Defendant (Appellant)

  1. Gardner Hodder and Stefan A. De Smit, for the appellant

Robert MacDonald, for the respondent

Heard: October 4, 2012

On appeal from the judgment of Justice A. Duncan Grace of the Superior Court of Justice, dated March 27, 2012.

ENDORSEMENT

[1]          The appellant is a lawyer specializing in immigration law.  The respondent is a leading Canadian full-service law firm.  Stephen Grant, a partner with the respondent, acted as the appellant’s lawyer in his divorce proceedings.

 

[2]          The respondent sued the appellant for unpaid legal bills.  The appellant defended and counterclaimed for an order that the bills be referred for assessment.

 

[3]          In his pleadings, the appellant sets out in detail the alleged  failure of his lawyer to address a material change in circumstance for over a year, and his failure to detect and then address in a timely fashion a mathematical error in an arbitration award.  Both of these matters, it is alleged, not only cost the appellant in financial terms, they also contributed to difficulties the appellant had with Canada Revenue and the Family Responsibility Office, which brought about further financial loss.

 

[4]          Both parties moved for summary judgment.  The sole issue was whether the appellant was entitled to have his lawyer’s accounts assessed.

 

[5]          By judgment dated March 27, 2012, the motion judge granted summary judgment in favour of the respondent for the full amount of its claim (the Judgment).

 

[6]          The appellant appeals and asks that the Judgment be set aside and the accounts be referred for assessment.

 

ANALYSIS

[7]          We would allow the appeal.

 

[8]          As the motion judge correctly noted, because the appellant’s motion to refer the accounts for assessment was made more than one month but less than twelve months after the date of the firm’s last account, neither ss. 3 or 4 of the Solicitors’ Act, R.S.O. 1990, c.
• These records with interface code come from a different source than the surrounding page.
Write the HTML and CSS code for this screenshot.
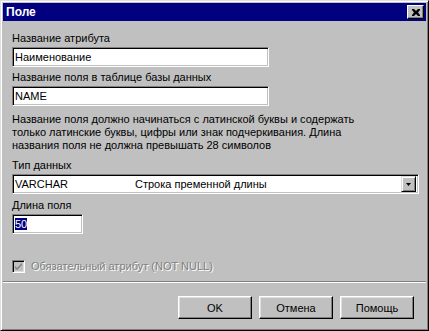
FILE: index.html
```html
<!DOCTYPE html>
<html lang="ru">
<head>
    <meta charset="UTF-8">
    <title>Поле</title>
    <link rel="stylesheet" href="styles.css">
</head>
<body>
    <div class="window">
        <div class="title-bar">
            <span class="title">Поле</span>
            <button class="close-button">
                <svg width="8" height="7" viewBox="0 0 8 7">
                    <path d="M0 0h2l2 2 2-2h2v1L6 3.5 8 6v1H6L4 5 2 7H0V6l2-2.5L0 1z" fill="#000"/>
                </svg>
            </button>
        </div>

        <div class="content">
            <label class="field-label">Название атрибута</label>
            <div class="text-field wide">Наименование</div>

            <label class="field-label">Название поля в таблице базы данных</label>
            <div class="text-field wide">NAME</div>

            <p class="hint">
                Название поля должно начинаться с латинской буквы и содержать<br>
                только латинские буквы, цифры или знак подчеркивания. Длина<br>
                названия поля не должна превышать 28 символов
            </p>

            <label class="field-label">Тип данных</label>
            <div class="combo">
                <span class="combo-code">VARCHAR</span>
                <span class="combo-name">Строка пременной длины</span>
                <span class="combo-button">
                    <svg width="5" height="3" viewBox="0 0 5 3"><path d="M0 0h5L2.5 3z" fill="#000"/></svg>
                </span>
            </div>

            <label class="field-label">Длина поля</label>
            <div class="text-field short"><span class="selected">50</span></div>

            <div class="checkbox-row">
                <span class="checkbox">
                    <svg width="9" height="9" viewBox="0 0 9 9"><path d="M1 4l2 2 5-5v2L3 8 1 6z" fill="#808080"/></svg>
                </span>
                <span class="disabled-text">Обязательный атрибут (NOT NULL)</span>
            </div>
        </div>

        <div class="separator"></div>

        <div class="button-row">
            <button class="push-button">OK</button>
            <button class="push-button">Отмена</button>
            <button class="push-button">Помощь</button>
        </div>
    </div>
</body>
</html>
```

FILE: styles.css
```css
* {
    margin: 0;
    padding: 0;
    box-sizing: border-box;
}

body {
    font-family: "Liberation Sans", Arial, sans-serif;
    font-size: 11px;
    line-height: 13px;
    color: #000;
    background-color: #c0c0c0;
}

.window {
    width: 429px;
    height: 331px;
    background-color: #c0c0c0;
    border: 1px solid;
    border-color: #dfdfdf #000 #000 #dfdfdf;
    box-shadow: inset 1px 1px #fff, inset -1px -1px #808080;
    padding: 2px;
    display: flex;
    flex-direction: column;
}

/* Title bar */
.title-bar {
    height: 18px;
    background-color: #000080;
    display: flex;
    align-items: center;
    justify-content: space-between;
    padding: 0 2px 0 3px;
}

.title {
    color: #fff;
    font-weight: bold;
    font-size: 12px;
}

.close-button {
    width: 17px;
    height: 14px;
    background-color: #c0c0c0;
    border: 1px solid;
    border-color: #fff #000 #000 #fff;
    box-shadow: inset -1px -1px #808080;
    display: flex;
    align-items: center;
    justify-content: center;
}

/* Form */
.content {
    padding: 11px 9px 0 9px;
    display: flex;
    flex-direction: column;
    align-items: flex-start;
}

.field-label {
    display: block;
}

.text-field {
    height: 20px;
    margin-top: 2px;
    margin-bottom: 4px;
    background-color: #fff;
    border: 1px solid;
    border-color: #808080 #fff #fff #808080;
    box-shadow: inset 1px 1px #000, inset -1px -1px #c0c0c0;
    padding: 3px 2px 0 2px;
    white-space: nowrap;
}

.wide {
    width: 257px;
}

.short {
    width: 71px;
}

.selected {
    background-color: #000080;
    color: #fff;
}

.hint {
    margin-top: 3px;
    margin-bottom: 7px;
}

.combo {
    width: 407px;
    height: 20px;
    margin-top: 2px;
    margin-bottom: 5px;
    background-color: #fff;
    border: 1px solid;
    border-color: #808080 #fff #fff #808080;
    box-shadow: inset 1px 1px #000, inset -1px -1px #c0c0c0;
    padding: 2px;
    display: flex;
    align-items: center;
}

.combo-code {
    width: 120px;
}

.combo-name {
    flex: 1;
}

.combo-button {
    width: 15px;
    height: 16px;
    background-color: #c0c0c0;
    border: 1px solid;
    border-color: #dfdfdf #000 #000 #dfdfdf;
    box-shadow: inset 1px 1px #fff, inset -1px -1px #808080;
    display: flex;
    align-items: center;
    justify-content: center;
}

.checkbox-row {
    margin-top: 22px;
    display: flex;
    align-items: center;
    gap: 6px;
}

.checkbox {
    width: 13px;
    height: 13px;
    background-color: #c0c0c0;
    border: 1px solid;
    border-color: #808080 #fff #fff #808080;
    box-shadow: inset 1px 1px #000, inset -1px -1px #dfdfdf;
    display: flex;
    align-items: center;
    justify-content: center;
}

.disabled-text {
    color: #808080;
    text-shadow: 1px 1px #fff;
}

.separator {
    margin-top: 8px;
    height: 2px;
    border-top: 1px solid #808080;
    border-bottom: 1px solid #fff;
}

/* Buttons */
.button-row {
    display: flex;
    justify-content: flex-end;
    gap: 7px;
    padding: 13px 12px 0 0;
}

.push-button {
    width: 74px;
    height: 23px;
    font-family: "Liberation Sans", Arial, sans-serif;
    font-size: 11px;
    background-color: #c0c0c0;
    border: 1px solid;
    border-color: #fff #000 #000 #fff;
    box-shadow: inset -1px -1px #808080, inset 1px 1px #dfdfdf;
}
```
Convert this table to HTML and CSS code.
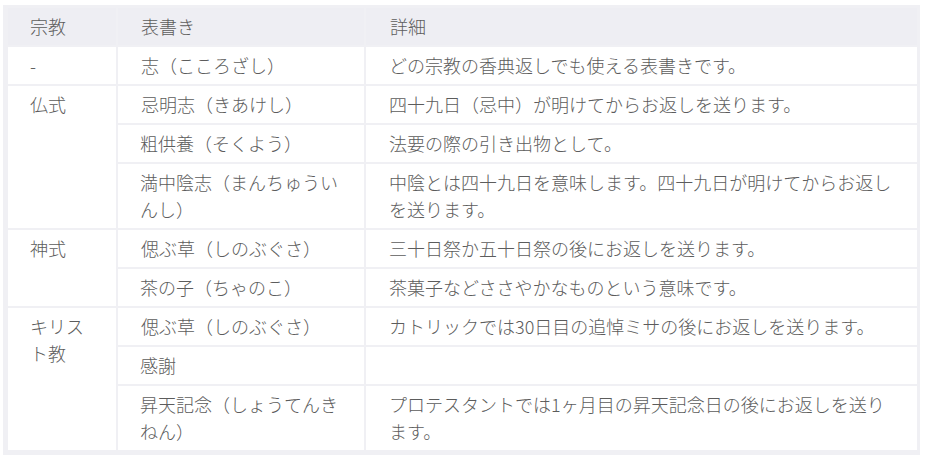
FILE: index.html
```html
<!DOCTYPE html>
<html lang="ja">
<head>
<meta charset="utf-8">
<link rel="stylesheet" href="styles.css">
</head>
<body>
<div class="wrap">
<table class="tbl">
<colgroup><col class="c1"><col class="c2"><col class="c3"></colgroup>
<thead>
<tr><th>宗教</th><th>表書き</th><th>詳細</th></tr>
</thead>
<tbody>
<tr><td>-</td><td>志（こころざし）</td><td>どの宗教の香典返しでも使える表書きです。</td></tr>
<tr><td rowspan="3">仏式</td><td>忌明志（きあけし）</td><td>四十九日（忌中）が明けてからお返しを送ります。</td></tr>
<tr><td>粗供養（そくよう）</td><td>法要の際の引き出物として。</td></tr>
<tr><td>満中陰志（まんちゅういんし）</td><td>中陰とは四十九日を意味します。四十九日が明けてからお返しを送ります。</td></tr>
<tr><td rowspan="2">神式</td><td>偲ぶ草（しのぶぐさ）</td><td>三十日祭か五十日祭の後にお返しを送ります。</td></tr>
<tr><td>茶の子（ちゃのこ）</td><td>茶菓子などささやかなものという意味です。</td></tr>
<tr><td rowspan="3">キリスト教</td><td>偲ぶ草（しのぶぐさ）</td><td>カトリックでは30日目の追悼ミサの後にお返しを送ります。</td></tr>
<tr><td>感謝</td><td></td></tr>
<tr><td>昇天記念（しょうてんきねん）</td><td>プロテスタントでは1ヶ月目の昇天記念日の後にお返しを送ります。</td></tr>
</tbody>
</table>
</div>
</body>
</html>
```
FILE: styles.css
```css
html, body {
  margin: 0;
  padding: 0;
  background: #ffffff;
}
.wrap {
  padding: 5px 0 0 3px;
}
.tbl {
  border-collapse: separate;
  border-spacing: 2px;
  padding: 1px 1px 3px 3px;
  background: #f0f0f4;
  width: 917px;
  table-layout: fixed;
  font-family: "Noto Sans CJK JP", "Noto Sans", sans-serif;
  font-size: 18px;
  font-weight: 300;
  line-height: 27px;
  color: #5c5c5c;
}
.c1 { width: 108px; }
.c2 { width: 246px; }
.c3 { width: 551px; }
.tbl th {
  background: #eeeef3;
  font-weight: 300;
  text-align: left;
  padding: 5px 23px 5px 22px;
}
.tbl td {
  background: #ffffff;
  padding: 5px 23px 5px 23px;
  vertical-align: top;
}
.tbl td:first-child {
  padding-left: 22px;
}
.tbl th:nth-child(2), .tbl td:nth-child(2) {
  padding-left: 23px;
}
.tbl th:nth-child(3) {
  padding-left: 24px;
}
```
S.15, applied.  Whether to refer the accounts was a matter to be decided based on the court’s inherent jurisdiction.  The motion judge also correctly noted that the appellant did not have to establish special circumstances and that in the usual case, little is required for the exercise of that jurisdiction.  See Fellowes, McNeil v. Kansa Canadian Management Inc. (1997), 34 O.R. (3d) 301 (C.A.), at para. 6.  

 

[9]          However, in dismissing the appellant’s motion to have the accounts referred to an assessment officer, the motion judge relied heavily on the fact that the appellant had repeatedly promised to make payments on the accounts.  The motion judge stated that the request for assessment appears “to have been disingenuous and tactical”.

 

[10]       With respect, this appears to be unsupported on the record.  While the appellant had made such promises, the facts that underlay the allegations in the appellant’s pleadings occurred during the course of the solicitor-client relationship and were known to the solicitor.  For example, in the Reply to Counterclaim, the respondent acknowledges the mathematical error, that it “may have been” detected by the appellant, and that the respondent took steps to have it rectified.  There is no dispute that the steps taken were at the appellant’s cost.

 

[11]       Furthermore, the request for an assessment of the accounts was made within two days of the appellant retaining counsel in this matter and prior to the commencement of the present proceeding.

 

[12]       This is not a situation where the factual basis for the claims in the statement of defence and counterclaim was not known to the solicitor prior to the commencement of the lawsuit.  Nor was the request for assessment advanced for the first time after a lawsuit had been commenced.  Nor is the defence and counterclaim frivolous.  Having carefully read the pleadings, in the circumstances of this case, we cannot say that the request for assessment is disingenuous and tactical.

 

[13]       The right of a client to have a lawyer’s account assessed is an important one, not to be taken away except in compelling circumstances.  As this court has stated, public confidence in the administration of justice requires the court to intervene where necessary to protect the client’s right to a fair procedure for the assessment of a solicitor’s bill: see Price v. Sonsini (2002), 215 D.L.R. (4th) 376, at para. 19.

 

DISPOSITION

[14]       Accordingly, the appeal is allowed and the Judgment is set aside.  The appellant’s motion for summary judgment to have the accounts referred for assessment is granted.  The appellant is entitled to its costs both here and below, fixed at $6,000 and $7,000, respectively, inclusive of disbursements and applicable taxes.

“Robert J. Sharpe J.A.”

“E.E. Gillese J.A.”

“David Watt J.A.”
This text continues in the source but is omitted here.